To achieve the most success, you have to do both, “irrigation event” and “refreshing sprinkle.”
Related to Watering
Weather in September can be tricky. Be sure to catch up on all the details regarding summer watering by looking up a few of our past newsletters. Read the June, July, and August in the Natural Garden posts, and assimilate the information into “pre-fall” September. With the meager rains from last year, many landscape soils are still lacking their commonly present deep moisture we normally take for granted. Assuming you have supplied your garden with deep irrigation throughout the 2017/18 dry season, know this: the quality of your irrigation water has not been good. Our imported municipal water is high in dissolved salts, especially that from our summertime sources. For this reason, when you water deeply in September, try to leach the salts down, because during the summer they have invariably risen to near the surface during the evaporation process. And pray for rain, the best quality water we’ll ever get.
Pruning
As a general rule we do no major pruning in September. Desert trees, (palo verde, mesquite, desert willow, sweet acacia) should be thinned and headed back, as they will keep growing during the remaining weeks of warm weather. Break off any sunburnt branch tips on manzanita, ceanothus, etc. You can remove unsightly dry flower heads. Many people leave the brown seed heads of buckwheat on the plant. Next month, or even in late September, you can thin and shape native plants.
Weeding
Don’t let summer weeds go to seed. Use a hoe and haul the cut weeds away.
Mulching/Top dress
Be patient. Encourage natural mulch (leaf fall from your plants). If your garden looks good with a few patches of bare dirt here and there, you’re fine. You can also move natural mulch from one spot where it might be thick to any other spots where it is thin.
Feeding
We recommend organic fertilizers, if applied as granular or dry product, scratched into the top 2” of soil with a three-prong cultivator. Towards the end of the month, just before what might be your last irrigation event of the summer, you can make your first application of plant food. Choose one with a low N-P-K (the three numbers on the bag) like 5-3-1. Most balanced plant foods also contain micronutrients like iron. This can wait until October. No rush, but if you do it in late September, water thoroughly right away.

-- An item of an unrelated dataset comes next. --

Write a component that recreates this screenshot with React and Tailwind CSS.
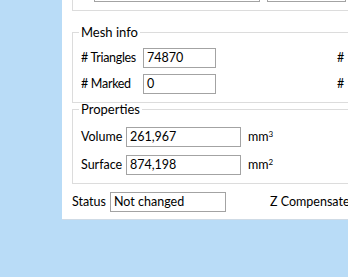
const Field = ({ value, className }) => (
  <div
    className={`h-[20px] border border-[#a3a3a3] bg-white pl-[3px] flex items-center text-[12.5px] leading-none text-black ${className}`}>
    {value}
  </div>
);

const App = () => {
  return (
    <div
      className="w-[348px] h-[277px] overflow-hidden bg-[#b9dcf7] text-black text-[12.5px]"
      style={{ fontFamily: 'Lato, "Noto Sans", sans-serif' }}>
      <div className="ml-[62px] w-[300px] h-[220px] bg-white border-b border-[#cfdbe6]">
        {/* bottom of the group above */}
        <div className="ml-[10px] h-[11px] border-l border-b border-[#dcdcdc]">
          <div className="flex h-[2px]">
            <div className="ml-[21px] w-[166px] border-x border-b border-[#a3a3a3]" />
            <div className="ml-[7px] w-[79px] border-x border-b border-[#a3a3a3]" />
          </div>
        </div>

        <fieldset className="ml-[10px] mt-[15px] border border-[#dcdcdc] pl-[8px] pt-[10px] pb-[8px]">
          <legend className="-ml-[2px] px-[2px] leading-[12px] text-[13px]">Mesh info</legend>
          <div className="flex flex-col gap-[6px]">
            <div className="flex items-center">
              <span className="w-[62px] whitespace-nowrap tracking-[-0.3px]"># Triangles</span>
              <Field value="74870" className="w-[73px]" />
              <span className="ml-[121px]">#</span>
            </div>
            <div className="flex items-center">
              <span className="w-[62px] whitespace-nowrap tracking-[-0.3px]"># Marked</span>
              <Field value="0" className="w-[73px]" />
              <span className="ml-[121px]">#</span>
            </div>
          </div>
        </fieldset>

        <fieldset className="ml-[10px] border border-[#dcdcdc] pl-[8px] pt-[12px] pb-[8px]">
          <legend className="-ml-[2px] px-[2px] leading-[12px] text-[13px]">Properties</legend>
          <div className="flex flex-col gap-[8px]">
            <div className="flex items-center">
              <span className="w-[45px]">Volume</span>
              <Field value="261,967" className="w-[115px]" />
              <span className="ml-[7px]">
                mm<sup className="text-[8px]">3</sup>
              </span>
            </div>
            <div className="flex items-center">
              <span className="w-[45px]">Surface</span>
              <Field value="874,198" className="w-[115px]" />
              <span className="ml-[7px]">
                mm<sup className="text-[8px]">2</sup>
              </span>
            </div>
          </div>
        </fieldset>

        <div className="ml-[10px] mt-[8px] flex items-center">
          <span className="w-[38px]">Status</span>
          <Field value="Not changed" className="w-[116px]" />
          <span className="ml-[44px] whitespace-nowrap">Z Compensated</span>
        </div>
      </div>
    </div>
  );
};

export default App;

Troubleshooting – Varmints, Pests and Diseases
Look for ants’ nests and try flooding them into oblivion with a steady stream of H20. You’ll get some deep hand watering accomplished in the process. Plant diseases, especially root and crown rot will still be a factor if you are watering too frequently or too close to the plant’s crown. A long as soil temps are in the mid 70’s (they still are) root rot fungi can be active. This is why you are to water on cool mornings.
Annual Wildflowers
If we start cooling off mid month, you can sow the seed you have been waiting all year to sow, and initiate germination with sprinkler water. The best approach would be to sow seed at the onset of the cool season rains.
Adding New Plants
Yes, yes and yes. Starting September 15 you can plant safely… close enough to textbook safe planting month, “October.”
Engage
You made it. We made it. Summer 2018, with seemingly never ending scorching heat and wildfires, will soon give up the ghost and be reborn into fall. The long hot days are fading.
Find the most aromatic plants you can, sage, yerba buena, wooly blue curls, coyote mint, desert lavender, etc., and make your own Pre-fall Refresher. Arrange the stems and blooms in a vase for indoors. Dry some leaves and stems for winter pot-pourri. Float some sprigs of yerba buena or wooly blue curls in ice water for a toast to summer’s end. And don’t forget to dream about all those new plants and new details you’ll be adding to your natural garden next month. We made it. In the garden, life starts to get a little easier about now.